Verizon router glitch slams parts of U.S.
IDG News Service - A Verizon router failure in the northeastern U.S. caused an outage that Internet engineers and Twitter users reported on Friday afternoon.
Verizon is still investigating the problem, but it apparently involved a card in a router in New York City that failed, according to Verizon spokesman John Bonomo. The problem occurred between about 3:15 p.m. and 3:50 p.m. Eastern time, according to Verizon.
The router was taken offline and traffic seems to have recovered, Bonomo said. Problems seem to have been concentrated around New York City, though they may have been broader, Bonomo said. Verizon had no estimate of the number of customers affected.

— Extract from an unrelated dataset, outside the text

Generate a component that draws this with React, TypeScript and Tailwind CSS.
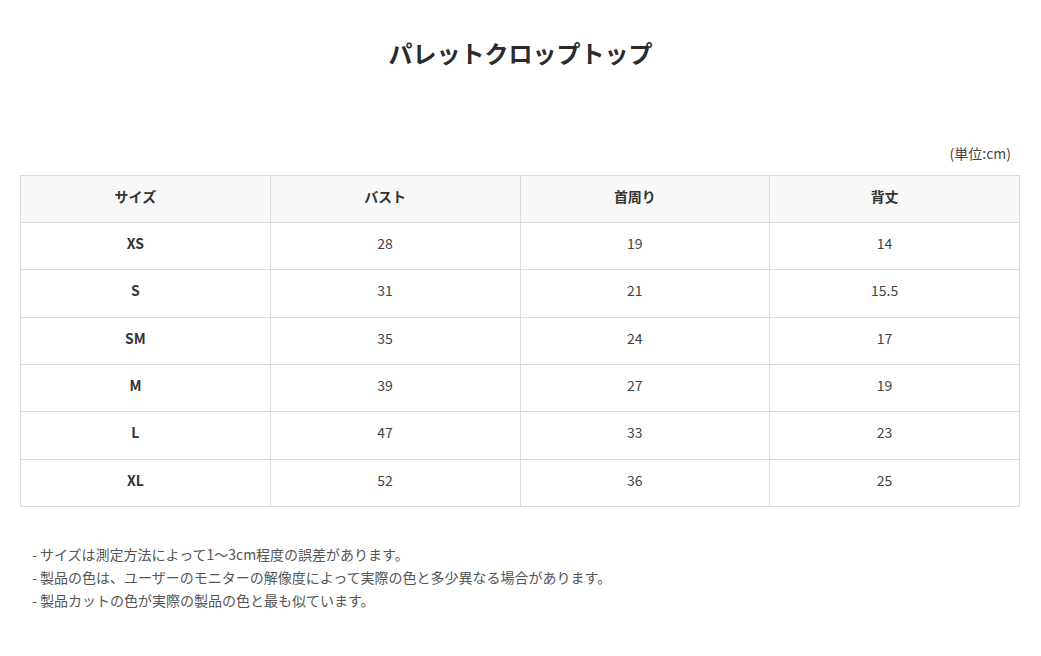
const rows = [
  ["XS", "28", "19", "14"],
  ["S", "31", "21", "15.5"],
  ["SM", "35", "24", "17"],
  ["M", "39", "27", "19"],
  ["L", "47", "33", "23"],
  ["XL", "52", "36", "25"],
];

const headers = ["サイズ", "バスト", "首周り", "背丈"];

const notes = [
  "- サイズは測定方法によって1〜3cm程度の誤差があります。",
  "- 製品の色は、ユーザーのモニターの解像度によって実際の色と多少異なる場合があります。",
  "- 製品カットの色が実際の製品の色と最も似ています。",
];

export default function App() {
  return (
    <div
      className="w-[1041px] min-h-[656px] bg-white text-[#333] pt-[36px]"
      style={{ fontFamily: '"Noto Sans CJK JP", "Noto Sans", sans-serif' }}
    >
      <h1 className="text-center text-[24px] font-bold leading-[34px] text-[#2b2b2b]">
        パレットクロップトップ
      </h1>

      <div className="pl-[20px] mt-[73px]">
        <div className="w-[1000px]">
          <p className="text-right text-[14px] leading-[20px] pr-[9px] mb-[12px] text-[#444]">
            (単位:cm)
          </p>
          <table className="w-full border-collapse table-fixed text-[14px]">
            <thead>
              <tr className="bg-[#f8f8f8] h-[47px]">
                {headers.map((h) => (
                  <th
                    key={h}
                    className="pr-[20px] pb-[6px] border border-[#dcdcdc] font-bold text-center text-[#333]"
                  >
                    {h}
                  </th>
                ))}
              </tr>
            </thead>
            <tbody>
              {rows.map((r, ri) => (
                <tr key={r[0]} className={ri % 3 === 1 ? "h-[48px]" : "h-[47px]"}>
                  {r.map((c, i) => (
                    <td
                      key={i}
                      className={`pr-[20px] pb-[6px] border border-[#dcdcdc] text-center ${
                        i === 0 ? "font-bold text-[#333]" : "text-[#444]"
                      }`}
                    >
                      {c}
                    </td>
                  ))}
                </tr>
              ))}
            </tbody>
          </table>

          <div className="mt-[36px] pl-[12px] text-[14px] leading-[23px] text-[#555]">
            {notes.map((n) => (
              <p key={n}>{n}</p>
            ))}
          </div>
        </div>
      </div>
    </div>
  );
}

The problem seems to have affected users of DSL (digital subscriber line), leased lines and Verizon's FiOS fiber-to-the-premises service, according to comments on the North American Network Operators Group mailing list, as well as on Twitter.

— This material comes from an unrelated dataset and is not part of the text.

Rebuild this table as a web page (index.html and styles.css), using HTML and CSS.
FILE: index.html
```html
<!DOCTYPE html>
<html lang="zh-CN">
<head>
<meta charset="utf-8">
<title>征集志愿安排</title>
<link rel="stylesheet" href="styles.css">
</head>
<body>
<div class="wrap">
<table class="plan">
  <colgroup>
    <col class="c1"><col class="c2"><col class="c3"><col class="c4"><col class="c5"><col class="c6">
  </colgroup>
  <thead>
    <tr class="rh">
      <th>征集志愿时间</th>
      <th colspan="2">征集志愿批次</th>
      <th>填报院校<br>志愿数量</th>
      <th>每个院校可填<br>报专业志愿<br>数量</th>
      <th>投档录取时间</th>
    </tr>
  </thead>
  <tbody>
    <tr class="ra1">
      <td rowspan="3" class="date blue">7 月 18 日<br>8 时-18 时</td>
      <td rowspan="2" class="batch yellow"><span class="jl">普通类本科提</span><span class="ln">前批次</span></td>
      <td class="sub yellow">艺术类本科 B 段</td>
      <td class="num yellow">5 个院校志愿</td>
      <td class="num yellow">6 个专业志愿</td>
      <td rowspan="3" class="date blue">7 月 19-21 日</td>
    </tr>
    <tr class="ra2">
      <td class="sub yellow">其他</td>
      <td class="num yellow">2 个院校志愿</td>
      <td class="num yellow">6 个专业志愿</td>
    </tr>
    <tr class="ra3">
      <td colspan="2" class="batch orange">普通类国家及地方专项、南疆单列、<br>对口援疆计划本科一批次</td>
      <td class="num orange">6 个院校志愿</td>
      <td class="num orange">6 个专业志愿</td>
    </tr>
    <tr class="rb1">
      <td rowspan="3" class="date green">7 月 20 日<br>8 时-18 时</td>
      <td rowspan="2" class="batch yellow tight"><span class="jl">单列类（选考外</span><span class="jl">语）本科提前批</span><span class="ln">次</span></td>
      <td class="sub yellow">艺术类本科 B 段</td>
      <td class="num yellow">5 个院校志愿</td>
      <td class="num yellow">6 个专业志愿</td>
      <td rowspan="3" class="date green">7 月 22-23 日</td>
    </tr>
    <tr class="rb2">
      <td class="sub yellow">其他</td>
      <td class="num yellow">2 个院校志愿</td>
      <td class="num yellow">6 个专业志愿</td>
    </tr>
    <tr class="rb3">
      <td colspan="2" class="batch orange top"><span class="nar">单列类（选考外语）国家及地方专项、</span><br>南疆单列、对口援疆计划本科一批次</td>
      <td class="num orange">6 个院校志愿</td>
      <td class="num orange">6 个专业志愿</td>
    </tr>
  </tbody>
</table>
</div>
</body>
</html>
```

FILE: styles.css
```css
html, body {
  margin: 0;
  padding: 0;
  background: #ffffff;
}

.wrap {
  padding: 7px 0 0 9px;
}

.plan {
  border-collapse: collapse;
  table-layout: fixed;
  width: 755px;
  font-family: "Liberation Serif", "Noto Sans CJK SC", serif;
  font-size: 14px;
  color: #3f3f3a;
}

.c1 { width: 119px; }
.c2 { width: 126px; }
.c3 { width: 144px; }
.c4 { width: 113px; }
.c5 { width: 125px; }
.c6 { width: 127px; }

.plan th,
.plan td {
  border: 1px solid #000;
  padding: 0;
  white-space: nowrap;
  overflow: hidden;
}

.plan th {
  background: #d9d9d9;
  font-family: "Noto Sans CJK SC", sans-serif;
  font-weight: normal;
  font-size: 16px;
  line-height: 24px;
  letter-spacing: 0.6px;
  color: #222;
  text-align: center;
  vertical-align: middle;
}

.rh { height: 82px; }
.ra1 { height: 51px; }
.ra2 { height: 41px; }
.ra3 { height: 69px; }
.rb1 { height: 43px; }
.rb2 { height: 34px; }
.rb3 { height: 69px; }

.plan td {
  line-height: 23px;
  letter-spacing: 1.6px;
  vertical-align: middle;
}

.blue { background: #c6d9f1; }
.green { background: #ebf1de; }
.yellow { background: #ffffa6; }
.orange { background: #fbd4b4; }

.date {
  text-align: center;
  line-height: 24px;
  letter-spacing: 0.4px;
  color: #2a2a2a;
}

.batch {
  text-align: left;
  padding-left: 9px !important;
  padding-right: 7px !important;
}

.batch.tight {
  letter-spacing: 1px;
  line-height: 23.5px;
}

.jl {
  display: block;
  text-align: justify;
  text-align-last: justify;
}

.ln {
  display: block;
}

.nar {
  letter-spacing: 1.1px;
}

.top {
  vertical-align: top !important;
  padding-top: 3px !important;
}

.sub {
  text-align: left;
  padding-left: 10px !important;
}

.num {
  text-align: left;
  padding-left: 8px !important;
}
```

Around 4:30 p.m. Eastern, Verizon Senior Vice President Eric Rabe posted on Verizon's Twitter feed that the carrier's engineers were aware of the problem and working on it. About 15 minutes later, Verizon said a peering router between its network and the Internet for the Northeast, which handled traffic for DSL and FiOS, had failed. The router has been restarted and is now handling traffic, Verizon said.

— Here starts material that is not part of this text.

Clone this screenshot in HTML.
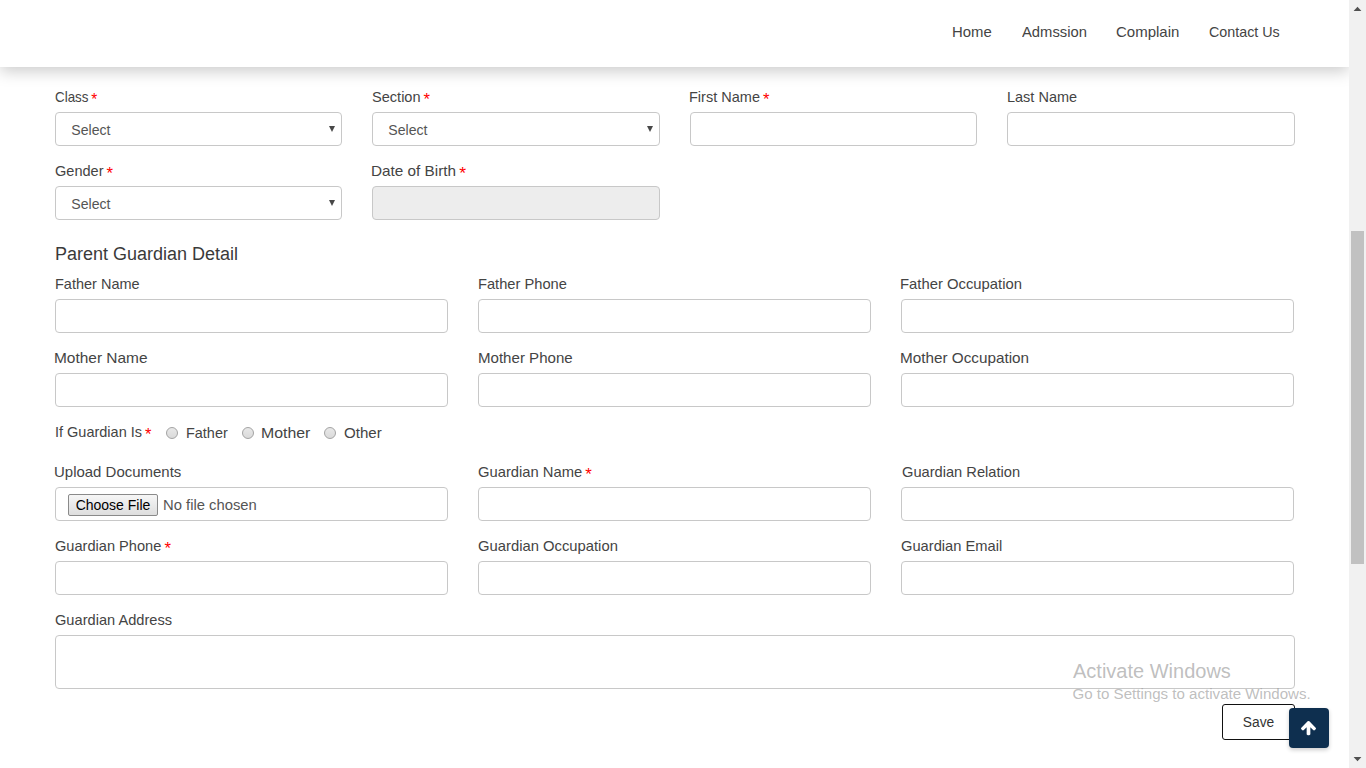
<!DOCTYPE html>
<html>
<head>
<meta charset="utf-8">
<style>
html,body{margin:0;padding:0;}
body{width:1366px;height:768px;overflow:hidden;position:relative;background:#fff;font-family:"Liberation Sans",sans-serif;color:#333;}
.nav{position:absolute;left:0;top:0;width:1349px;height:67px;background:#fff;box-shadow:0 4px 15px rgba(0,0,0,0.21);z-index:5;}
.nav span{position:absolute;top:23px;color:#444;line-height:18px;white-space:nowrap;font-size:14.4px;transform-origin:0 0;}
.lbl{position:absolute;line-height:17px;color:#444;white-space:nowrap;transform-origin:0 0;}
.req{color:#f00;font-size:16.5px;margin-left:3px;position:relative;top:3px;line-height:10px;}
.box{position:absolute;box-sizing:border-box;border:1px solid #c8c8c8;border-radius:4px;background:#fff;}
.box.dis{background:#ededed;}
.sel{font-size:14.1px;color:#555;}
.sel .t{position:absolute;left:15.3px;top:9px;line-height:17px;}
.sel .arr{position:absolute;right:6px;top:13px;width:0;height:0;border-left:3px solid transparent;border-right:3px solid transparent;border-top:6px solid #484848;}
h3{position:absolute;margin:0;font-weight:normal;font-size:18px;line-height:21px;color:#3a3a3a;white-space:nowrap;}
.radio{position:absolute;box-sizing:border-box;width:12px;height:12px;border:1px solid #a3a3a3;border-radius:50%;background:linear-gradient(#e8e8e8,#dadada);}
.sb{position:absolute;left:1349px;top:0;width:17px;height:768px;background:#f1f1f1;z-index:10;}
.thumb{position:absolute;left:2px;top:231px;width:13px;height:333px;background:#c1c1c1;}
.wm1{position:absolute;left:1073px;top:659px;font-size:20px;color:rgba(150,150,150,0.62);white-space:nowrap;line-height:24px;}
.wm2{position:absolute;left:1072.5px;top:685px;font-size:15.1px;color:rgba(150,150,150,0.62);white-space:nowrap;line-height:17px;}
.fbtn{position:absolute;left:12px;top:6px;width:90px;height:22px;box-sizing:border-box;border:1px solid #8a8a8a;border-radius:2px;background:linear-gradient(#f6f6f6,#dedede);font-size:14px;line-height:20px;text-align:center;color:#000;}
.nofile{position:absolute;left:107px;top:9px;font-size:14.8px;line-height:17px;color:#555;white-space:nowrap;}
.save{position:absolute;left:1222px;top:704px;width:73px;height:36px;box-sizing:border-box;border:1px solid #111;border-radius:3px;background:#fff;font-size:13.8px;line-height:36px;text-align:center;color:#333;}
.totop{position:absolute;left:1289px;top:708px;width:40px;height:40px;border-radius:4px;background:#0e2f4f;box-shadow:0 2px 4px rgba(0,0,0,0.2);}
</style>
</head>
<body>
<div class="nav">
  <span style="left:952px;transform:scaleX(1.0347)">Home</span>
  <span style="left:1022px;transform:scaleX(1.0278)">Admssion</span>
  <span style="left:1116.3px;transform:scaleX(1.0417)">Complain</span>
  <span style="left:1209px;transform:scaleX(0.9931)">Contact Us</span>
</div>
<div class="lbl" style="left:55.0px;top:89px;font-size:14.4px;transform:scaleX(0.9292)">Class<span class="req">*</span></div>
<div class="box sel" style="left:55px;top:112px;width:287px;height:34px"><span class="t">Select</span><span class="arr"></span></div>
<div class="lbl" style="left:372.2px;top:89px;font-size:14.4px;transform:scaleX(1.0118)">Section<span class="req">*</span></div>
<div class="box sel" style="left:372px;top:112px;width:288px;height:34px"><span class="t">Select</span><span class="arr"></span></div>
<div class="lbl" style="left:689.2px;top:89px;font-size:14.4px;transform:scaleX(1.0090)">First Name<span class="req">*</span></div>
<div class="box " style="left:690px;top:112px;width:287px;height:34px"></div>
<div class="lbl" style="left:1007.0px;top:89px;font-size:14.4px;transform:scaleX(1.0069)">Last Name</div>
<div class="box " style="left:1007px;top:112px;width:288px;height:34px"></div>
<div class="lbl" style="left:54.6px;top:163px;font-size:14.4px;transform:scaleX(1.0118)">Gender<span class="req">*</span></div>
<div class="box sel" style="left:55px;top:186px;width:287px;height:34px"><span class="t">Select</span><span class="arr"></span></div>
<div class="lbl" style="left:371.4px;top:163px;font-size:14.4px;transform:scaleX(1.0632)">Date of Birth<span class="req">*</span></div>
<div class="box dis" style="left:372px;top:186px;width:288px;height:34px"></div>
<h3 style="left:55px;top:244px">Parent Guardian Detail</h3>
<div class="lbl" style="left:55.2px;top:276px;font-size:14.4px;transform:scaleX(1.0076)">Father Name</div>
<div class="box " style="left:55px;top:299px;width:393px;height:34px"></div>
<div class="lbl" style="left:477.6px;top:276px;font-size:14.4px;transform:scaleX(1.0194)">Father Phone</div>
<div class="box " style="left:478px;top:299px;width:393px;height:34px"></div>
<div class="lbl" style="left:900.4px;top:276px;font-size:14.4px;transform:scaleX(1.0299)">Father Occupation</div>
<div class="box " style="left:901px;top:299px;width:393px;height:34px"></div>
<div class="lbl" style="left:53.8px;top:350px;font-size:14.4px;transform:scaleX(1.0729)">Mother Name</div>
<div class="box " style="left:55px;top:373px;width:393px;height:34px"></div>
<div class="lbl" style="left:477.6px;top:350px;font-size:14.4px;transform:scaleX(1.0472)">Mother Phone</div>
<div class="box " style="left:478px;top:373px;width:393px;height:34px"></div>
<div class="lbl" style="left:900.4px;top:350px;font-size:14.4px;transform:scaleX(1.0618)">Mother Occupation</div>
<div class="box " style="left:901px;top:373px;width:393px;height:34px"></div>
<div class="lbl" style="left:55px;top:424px;font-size:14.4px;transform:scaleX(1.0069)">If Guardian Is<span class="req">*</span></div>
<div class="radio" style="left:166px;top:427px"></div>
<div class="lbl" style="left:186.2px;top:425px;font-size:14.4px;transform:scaleX(1.0035)">Father</div>
<div class="radio" style="left:242px;top:427px"></div>
<div class="lbl" style="left:261.0px;top:425px;font-size:14.4px;transform:scaleX(1.1028)">Mother</div>
<div class="radio" style="left:324px;top:427px"></div>
<div class="lbl" style="left:343.8px;top:425px;font-size:14.4px;transform:scaleX(1.0493)">Other</div>
<div class="lbl" style="left:53.6px;top:464px;font-size:14.4px;transform:scaleX(1.0403)">Upload Documents</div>
<div class="box " style="left:55px;top:487px;width:393px;height:34px"><div class="fbtn">Choose File</div><span class="nofile">No file chosen</span></div>
<div class="lbl" style="left:477.6px;top:464px;font-size:14.4px;transform:scaleX(1.0264)">Guardian Name<span class="req">*</span></div>
<div class="box " style="left:478px;top:487px;width:393px;height:34px"></div>
<div class="lbl" style="left:901.7px;top:464px;font-size:14.4px;transform:scaleX(1.0181)">Guardian Relation</div>
<div class="box " style="left:901px;top:487px;width:393px;height:34px"></div>
<div class="lbl" style="left:54.6px;top:538px;font-size:14.4px;transform:scaleX(1.0146)">Guardian Phone<span class="req">*</span></div>
<div class="box " style="left:55px;top:561px;width:393px;height:34px"></div>
<div class="lbl" style="left:478.0px;top:538px;font-size:14.4px;transform:scaleX(1.0285)">Guardian Occupation</div>
<div class="box " style="left:478px;top:561px;width:393px;height:34px"></div>
<div class="lbl" style="left:901.4px;top:538px;font-size:14.4px;transform:scaleX(1.0208)">Guardian Email</div>
<div class="box " style="left:901px;top:561px;width:393px;height:34px"></div>
<div class="lbl" style="left:55.0px;top:612px;font-size:14.4px;transform:scaleX(1.0160)">Guardian Address</div>
<div class="box " style="left:55px;top:635px;width:1240px;height:54px"></div>
<div class="wm1">Activate Windows</div>
<div class="wm2">Go to Settings to activate Windows.</div>
<div class="save">Save</div>
<div class="totop"><svg width="15" height="14.2" viewBox="117 192 1558 1472" style="position:absolute;left:12px;top:13.4px"><path fill="#fff" d="M1675 971q0 51-37 90l-75 75q-38 38-91 38-54 0-90-38l-294-293v704q0 52-37.5 84.5t-90.5 32.5h-128q-53 0-90.5-32.5t-37.5-84.5v-704l-294 293q-36 38-90 38t-90-38l-75-75q-38-38-38-90 0-53 38-91l651-651q35-37 90-37 54 0 91 37l651 651q37 39 37 91z"/></svg></div>
<div class="sb"><div class="thumb"></div><svg width="17" height="768" style="position:absolute;left:0;top:0"><polygon points="4.6,10.9 12.4,10.9 8.5,6.7" fill="#505050"/><polygon points="4.6,757 12.4,757 8.5,761.2" fill="#505050"/></svg></div>
</body>
</html>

Because the router went into a hung state, it appeared to the rest of the network as if it didn't have a problem, Verizon's Rabe wrote in a blog post later on Friday. And because the router couldn't communicate its failed state, traffic from some customers kept flowing to the router but couldn't be processed, so they lost their access, he wrote.
The structure of the Internet and carrier data networks normally prevents such problems through the ability to route traffic around a failure in seconds. In addition, routers on critical paths are typically deployed in pairs for failover, said Burton Group analyst David Passmore.
"It's highly unusual that a single router could take down substantial portions of the network," Passmore said. Such failures are more often caused by "backhoe" incidents in which a work crew digs in the wrong place and cuts a cable used by several carriers, he said. Misconfigured routers or network settings, or software bugs that are distributed to multiple routers, can also cause routing problems that don't get resolved immediately, he said.